A strong brand story can do more than make a company sound appealing. It helps people understand what the business stands for, why it exists, and why its message deserves attention. When communication is clear and consistent, customers are more likely to recognize the company, remember it, and form a positive impression over time.

This matters because buying decisions are rarely based on features alone. People compare offers, but they also respond to meaning, tone, and trust. A thoughtful narrative gives context to a product or service and turns a simple offer into something more relatable. Instead of speaking only about functions, pricing, or specifications, the business shows the ideas, values, and real experiences behind what it does.

Handled strategically, storytelling can influence how a company is remembered and how comfortable people feel engaging with it. It helps shape a clearer public image, gives the brand a more relatable voice, and supports consistency in communication across different platforms. In crowded markets, this can make the business easier to recognize and easier to recall over time.

What brand storytelling is and why it matters

Brand storytelling is not just about telling a polished company story. It is a way of expressing the business through ideas, context, and meaning so people can better understand what the company stands for and how its work fits into their needs, expectations, or concerns.

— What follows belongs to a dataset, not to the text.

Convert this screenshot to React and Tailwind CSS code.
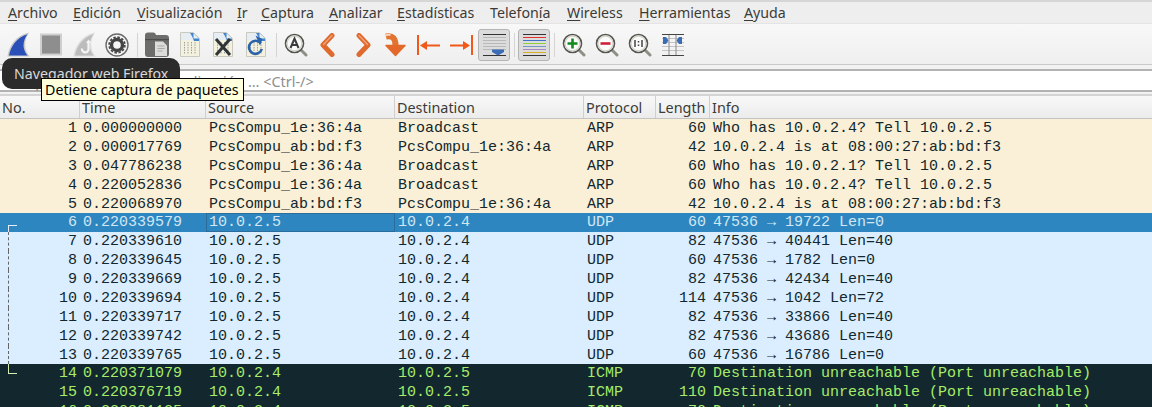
import React from "react";

const UI = { fontFamily: '"Noto Sans", "Open Sans", sans-serif' };
const MONO = { fontFamily: '"Liberation Mono", monospace' };

const menus = [
  ["", "A", "rchivo", "w-[65px]"],
  ["", "E", "dición", "w-[64px]"],
  ["", "V", "isualización", "w-[100px]"],
  ["", "I", "r", "w-[24px]"],
  ["", "C", "aptura", "w-[68px]"],
  ["", "A", "nalizar", "w-[68px]"],
  ["", "E", "stadísticas", "w-[93px]"],
  ["Telefon", "í", "a", "w-[77px]"],
  ["", "W", "ireless", "w-[72px]"],
  ["", "H", "erramientas", "w-[105px]"],
  ["", "A", "yuda", "w-[60px]"],
];

const Slot = ({ children, active }) => (
  <div className="w-[33px] h-[32px] flex items-center justify-center shrink-0">
    {active ? (
      <div className="w-[32px] h-[32px] rounded-[3px] border border-[#b4b4b4] bg-[#dcdcdc] flex items-center justify-center">{children}</div>
    ) : children}
  </div>
);
const Sep = () => (
  <div className="w-[7px] h-[32px] flex items-center justify-center shrink-0">
    <div className="w-px h-[24px] bg-[#d4d4d4]" />
  </div>
);

const S = ({ w = 24, h = 24, children }) => (
  <svg width={w} height={h} viewBox={`0 0 ${w} ${h}`} fill="none">{children}</svg>
);

const Shark = ({ fill, rim = "#c8c8c8", inner }) => (
  <S h={25}>
    <path d="M1.500 24.500C3 14 9 4 23 .500 18 8 17.500 17 23.500 24.500z" fill={rim} />
    <path d="M3 23.500C5 14.500 10 6 21.500 2.300 16.500 9 16 17 21.500 23.500z" fill={fill} />
    {inner}
  </S>
);
const Page = ({ children }) => (
  <S h={25}>
    <path d="M2.500 .500h13l6 6v18h-19z" fill="#f4f1de" stroke="#c9c9c0" />
    <path d="M3 1h12l3 4v3H3z" fill="#e6eef4" />
    <path d="M12 1h3.500l5.500 5.500V9h-5c-1-3-2-5-4-8z" fill="#3f84cc" />
    <path d="M15.500 1v5.500H21z" fill="#e8eef2" />
    <path d="M6.500 10v12M10 10v12M13.500 10v12M17 10v12" stroke="#9aa3a3" strokeDasharray="1.500 1" />
    {children}
  </S>
);
const Lens = ({ children }) => (
  <S>
    <path d="M16.500 16.500l5.500 5.500" stroke="#8f8f85" strokeWidth="3" strokeLinecap="round" />
    <circle cx="10.500" cy="10.500" r="9" fill="#fbfbfb" stroke="#55554f" strokeWidth="1.600" />
    <circle cx="10.500" cy="10.500" r="7.400" stroke="#d4d4cc" strokeWidth="1.200" />
    {children}
  </S>
);

const packets = [
  ["arp", "0.000000000", "PcsCompu_1e:36:4a", "Broadcast", "ARP", "60", "Who has 10.0.2.4? Tell 10.0.2.5"],
  ["arp", "0.000017769", "PcsCompu_ab:bd:f3", "PcsCompu_1e:36:4a", "ARP", "42", "10.0.2.4 is at 08:00:27:ab:bd:f3"],
  ["arp", "0.047786238", "PcsCompu_1e:36:4a", "Broadcast", "ARP", "60", "Who has 10.0.2.1? Tell 10.0.2.5"],
  ["arp", "0.220052836", "PcsCompu_1e:36:4a", "Broadcast", "ARP", "60", "Who has 10.0.2.4? Tell 10.0.2.5"],
  ["arp", "0.220068970", "PcsCompu_ab:bd:f3", "PcsCompu_1e:36:4a", "ARP", "42", "10.0.2.4 is at 08:00:27:ab:bd:f3"],
  ["sel", "0.220339579", "10.0.2.5", "10.0.2.4", "UDP", "60", "47536 → 19722 Len=0"],
  ["udp", "0.220339610", "10.0.2.5", "10.0.2.4", "UDP", "82", "47536 → 40441 Len=40"],
  ["udp", "0.220339645", "10.0.2.5", "10.0.2.4", "UDP", "60", "47536 → 1782 Len=0"],
  ["udp", "0.220339669", "10.0.2.5", "10.0.2.4", "UDP", "82", "47536 → 42434 Len=40"],
  ["udp", "0.220339694", "10.0.2.5", "10.0.2.4", "UDP", "114", "47536 → 1042 Len=72"],
  ["udp", "0.220339717", "10.0.2.5", "10.0.2.4", "UDP", "82", "47536 → 33866 Len=40"],
  ["udp", "0.220339742", "10.0.2.5", "10.0.2.4", "UDP", "82", "47536 → 43686 Len=40"],
  ["udp", "0.220339765", "10.0.2.5", "10.0.2.4", "UDP", "60", "47536 → 16786 Len=0"],
  ["icmp", "0.220371079", "10.0.2.4", "10.0.2.5", "ICMP", "70", "Destination unreachable (Port unreachable)"],
  ["icmp", "0.220376719", "10.0.2.4", "10.0.2.5", "ICMP", "110", "Destination unreachable (Port unreachable)"],
  ["icmp", "0.220381125", "10.0.2.4", "10.0.2.5", "ICMP", "70", "Destination unreachable (Port unreachable)"],
];

const rowClass = {
  arp: "bg-[#faf0d7] text-[#12272e]",
  udp: "bg-[#daeeff] text-[#12272e]",
  sel: "bg-[#2d86c0] text-[#d3e6f3]",
  icmp: "bg-[#12272e] text-[#a6ec68]",
};

const Bracket = ({ i }) => {
  if (i === 5) return <span className="absolute left-[8px] top-[12px] bottom-0 w-[9px] border-l border-t border-[#e6eef5]" />;
  if (i > 5 && i < 13) return <span className="absolute left-[8px] top-0 bottom-0 border-l border-dashed border-[#666]" />;
  if (i === 13) return <span className="absolute left-[8px] top-0 h-[10px] w-[9px] border-l border-b border-[#d6ecb0]" />;
  return null;
};

const heads = [
  ["No.", "w-[80px]"],
  ["Time", "w-[126px]"],
  ["Source", "w-[189px]"],
  ["Destination", "w-[189px]"],
  ["Protocol", "w-[72px]"],
  ["Length", "w-[54px]"],
  ["Info", "flex-1"],
];

export default function App() {
  return (
    <div className="relative w-[1152px] h-[407px] overflow-hidden bg-[#f2f2f2] text-[#3c3b37]" style={UI}>
      {/* menu */}
      <div className="h-[24px] bg-[#eeeeee] border-t-2 border-b border-t-[#d6d6d6] border-b-[#e4e4e4] pl-[8px] flex items-center text-[14.200px]">
        {menus.map(([pre, u, post, w], i) => (
          <div key={i} className={`${w} shrink-0 whitespace-nowrap leading-[20px]`}>
            {pre}<span className="underline underline-offset-2">{u}</span>{post}
          </div>
        ))}
      </div>
      {/* toolbar */}
      <div className="h-[41px] bg-gradient-to-b from-[#f8f8f8] to-[#efefef] border-b border-[#c9c9c9] pl-[1.500px] pt-[1px] flex items-center">
        <Slot><Shark fill="#2a4fb8" /></Slot>
        <Slot><S h={23}><rect x="2" y="1.500" width="20" height="20" fill="#8e8e8e" stroke="#cfcfcf" strokeWidth="2" /></S></Slot>
        <Slot>
          <Shark fill="#bcbcbc" rim="#dcdcdc" inner={<><path d="M16.500 9v7.500a3.300 3.300 0 1 1-6.500 0" stroke="#f4f4f4" strokeWidth="2.200" /><path d="M14 11l2.500-3.500L19 11z" fill="#f4f4f4" /></>} />
        </Slot>
        <Slot>
          <S>
            <circle cx="12" cy="12" r="11" fill="#f6f6f6" stroke="#6a6a6a" strokeWidth="1.400" />
            <circle cx="12" cy="12" r="5.500" stroke="#444" strokeWidth="3.400" />
            <circle cx="12" cy="12" r="7.800" stroke="#444" strokeWidth="1.800" strokeDasharray="2.500 1.600" />
          </S>
        </Slot>
        <Sep />
        <Slot>
          <S h={25}>
            <path d="M0 3.500a3 3 0 0 1 3-3h5.500a3 3 0 0 1 2.500 2.500h10a3 3 0 0 1 3 3v16a3 3 0 0 1-3 3H3a3 3 0 0 1-3-3z" fill="#6c6c6a" />
            <path d="M0 7h24v1.200H0z" fill="#4c4c4a" />
            <path d="M10 9.500h8l4 4V24H10z" fill="#dcdcda" />
            <path d="M12.500 14h7M12.500 16.500h7M12.500 19h5" stroke="#a9a9a9" />
          </S>
        </Slot>
        <Slot><Page /></Slot>
        <Slot>
          <Page>
            <path d="M5 7l14 16M19 7L5 23" stroke="#2f3436" strokeWidth="3" />
          </Page>
        </Slot>
        <Slot>
          <Page>
            <path d="M16.800 11.500a6.500 6.500 0 1 0 1 5.500" stroke="#2b63ab" strokeWidth="2.600" />
            <path d="M11.500 3.500l7 3.500-2.500 6.500z" fill="#2b63ab" />
          </Page>
        </Slot>
        <Sep />
        <Slot>
          <Lens>
            <path d="M6.500 15L10.500 5.500 14.500 15M8 12h5" stroke="#3c3c3c" strokeWidth="2" />
          </Lens>
        </Slot>
        <Slot>
          <S>
            <path d="M15 2.500L6 12l9 9.500" stroke="#df6a2d" strokeWidth="5" strokeLinecap="round" strokeLinejoin="round" />
            <path d="M15 2.500L6.500 11.500" stroke="#f0a27a" strokeWidth="1.400" strokeLinecap="round" />
          </S>
        </Slot>
        <Slot>
          <S>
            <path d="M9 2.500l9 9.500-9 9.500" stroke="#df6a2d" strokeWidth="5" strokeLinecap="round" strokeLinejoin="round" />
            <path d="M9 2.500l8.500 9" stroke="#f0a27a" strokeWidth="1.400" strokeLinecap="round" />
          </S>
        </Slot>
        <Slot>
          <S>
            <path d="M3 3.500c7-1.500 9.500 2.500 9.500 9" stroke="#e3742f" strokeWidth="6" />
            <path d="M2 2.500c2-1 4-1 5.500-.5" stroke="#f4d3bc" strokeWidth="2" />
            <path d="M3 12.500h19l-9.500 10z" fill="#e3692a" stroke="#e3692a" strokeWidth="1.500" strokeLinejoin="round" />
          </S>
        </Slot>
        <Slot>
          <svg width="23" height="20" viewBox="0 0 23 20" fill="none">
            <path d="M1 0v20" stroke="#f0591a" strokeWidth="2" />
            <path d="M23 10.500H7" stroke="#f0591a" strokeWidth="2" />
            <path d="M3 10.500l7-4.500v9z" fill="#f0591a" />
          </svg>
        </Slot>
        <Slot>
          <svg width="23" height="20" viewBox="0 0 23 20" fill="none">
            <path d="M22 0v20" stroke="#f0591a" strokeWidth="2" />
            <path d="M0 10.500h16" stroke="#f0591a" strokeWidth="2" />
            <path d="M20 10.500l-7-4.500v9z" fill="#f0591a" />
          </svg>
        </Slot>
        <Slot active>
          <svg width="23" height="24" viewBox="0 0 23 24" fill="none">
            <path d="M0 1.500h23" stroke="#333" />
            <path d="M0 4.500h23M0 7.500h23M0 10.500h23M0 13.500h23M0 16.500h23" stroke="#b9b9b9" />
            <path d="M0 22.500h23" stroke="#333" />
            <path d="M9 16.500h12V19l-6 3.500L9 19z" fill="#3a6db5" />
          </svg>
        </Slot>
        <Sep />
        <Slot active>
          <svg width="23" height="24" viewBox="0 0 23 24" fill="none">
            <path d="M0 1.500h23" stroke="#333" />
            <path d="M0 4.500h23" stroke="#e53030" />
            <path d="M0 7.500h23" stroke="#3f77c8" />
            <path d="M0 10.500h23" stroke="#8ed13a" />
            <path d="M0 13.500h23" stroke="#7796c6" />
            <path d="M0 16.500h23" stroke="#a58bc0" />
            <path d="M0 19.500h23" stroke="#d9ad24" />
            <path d="M0 22.500h23" stroke="#333" />
          </svg>
        </Slot>
        <Sep />
        <Slot>
          <Lens><path d="M10.500 5.500v10M5.500 10.500h10" stroke="#128a1d" strokeWidth="2.600" /></Lens>
        </Slot>
        <Slot>
          <Lens><path d="M5.500 10.500h10" stroke="#d0213c" strokeWidth="2.600" /></Lens>
        </Slot>
        <Slot>
          <Lens><path d="M7 7v7M14 7v7" stroke="#444" strokeWidth="1.500" /><path d="M10.500 8v1.500M10.500 11.500V13" stroke="#444" strokeWidth="1.500" /></Lens>
        </Slot>
        <Slot>
          <S>
            <path d="M1 1.500h22M1 22.500h22" stroke="#444" />
            <path d="M1 5.500h22M1 9.500h22M1 13.500h22M1 17.500h22" stroke="#c4c4c4" />
            <path d="M8 2v20M15 2v20" stroke="#8a8a8a" />
            <path d="M2 4h3l2.500 3.500L5 11H2zM21 4h-3l-2.500 3.500L18 11h3z" fill="#3a6db5" />
          </S>
        </Slot>
      </div>
      {/* filter */}
      <div className="mt-[4px] h-[23px] border-y-2 border-[#b3b3b3] bg-white flex items-center">
        <div className="w-full h-[19px] flex items-center pl-[4px] text-[14.400px] leading-[21px] pt-[1px] text-[#8e8e8e]">
          <span className="w-[22px] shrink-0" />
          <span className="whitespace-nowrap">Aplique un filtro de visualización … &lt;Ctrl-/&gt;</span>
        </div>
      </div>
      {/* header */}
      <div className="mt-[2px] h-[25px] flex border-t-2 border-b border-t-[#d4d4d4] border-b-[#c4c4c4] bg-gradient-to-b from-[#f8f8f8] to-[#ececec] text-[14.400px]">
        {heads.map(([t, w], i) => (
          <div key={t} className={`${w} shrink-0 h-full pl-[2px] leading-[24px] ${i < 6 ? "border-r border-[#cfcfcf]" : ""}`}>{t}</div>
        ))}
      </div>
      {/* rows */}
      <div className="text-[15px]" style={MONO}>
        {packets.map((p, i) => (
          <div key={i} className={`${rowClass[p[0]]} h-[18.875px] leading-[20px] flex whitespace-nowrap`}>
            <div className="relative w-[80px] shrink-0 pr-[3px] text-right">
              <Bracket i={i} />
              {i + 1}
            </div>
            <div className="w-[126px] shrink-0 pl-[3px]">{p[1]}</div>
            <div className={`w-[189px] shrink-0 pl-[3px] ${p[0] === "sel" ? "shadow-[inset_0_0_0_1px_#2a6c9c]" : ""}`}>{p[2]}</div>
            <div className="w-[189px] shrink-0 pl-[3px]">{p[3]}</div>
            <div className="w-[72px] shrink-0 pl-[3px]">{p[4]}</div>
            <div className="w-[54px] shrink-0 pr-[4px] text-right">{p[5]}</div>
            <div className="flex-1 pl-[3px]">{p[6]}</div>
          </div>
        ))}
      </div>
      {/* tooltips */}
      <div className="absolute left-[2px] top-[58px] w-[178px] h-[31px] rounded-[10px] bg-[#2b2b2b] text-[#d8d8d8] text-[14.200px] leading-[31px] pl-[12px] whitespace-nowrap">
        Navegador web Firefox
      </div>
      <div className="absolute left-[41px] top-[78px] w-[203px] h-[23px] border border-black bg-[#ffffdc] text-black text-[14.250px] leading-[21px] pl-[3px] whitespace-nowrap">
        Detiene captura de paquetes
      </div>
    </div>
  );
}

In practical terms, storytelling helps a business move beyond dry information. It gives shape to the company’s purpose, highlights its point of view, and makes communication feel less mechanical. This does not mean facts stop mattering. It means facts usually work better when they are placed inside a clear and believable context.

That is one of the key differences between storytelling and product messaging. Product messaging tends to focus on what the offer does, how it works, and what benefits it provides. Storytelling goes further. It helps explain why the offer matters, what problem surrounds it, what kind of change it supports, and how that change connects with real people.

Storytelling vs. product messaging

Storytelling

  • Builds emotional connection
  • Uses narrative structure, people, and situations
  • Helps audiences remember the message
  • Supports trust, recall, and differentiation

Product messaging

  • Explains features, benefits, and positioning
  • Uses clear factual language
  • Helps audiences compare options
  • Supports evaluation and conversion

A business usually needs both. Messaging creates structure and clarity. Storytelling adds meaning and depth. Together, they make communication more complete.

Why storytelling helps a brand build a stronger connection with its audience

People respond more openly to a company when its message feels natural, relevant, and grounded in real experience. A well-crafted narrative supports that connection by reflecting situations the audience already understands — a problem they face, a goal they are working toward, a difficult choice, or a meaningful shift in direction.

Here is why storytelling often works so well:

  • It creates emotional connection. People remember how a message made them feel. When a company speaks in a way that reflects real concerns, hopes, or frustrations, the connection can become stronger.
  • It supports trust. A story can show intent, values, and consistency more naturally than a list of claims. That often makes communication feel more credible.
  • It strengthens identity. A clear narrative helps audiences understand what makes the business distinct and why its perspective is different.
  • It improves recall. Stories are generally easier to remember than scattered statements or isolated facts.
  • It encourages action. When the message shows a recognizable problem and a believable outcome, people can more easily imagine themselves taking the next step.

A well-developed narrative can also help a company stand out in crowded categories. Many businesses talk about quality, service, or innovation. Fewer explain those ideas in a way that feels specific, grounded, and memorable. Storytelling gives structure to that difference.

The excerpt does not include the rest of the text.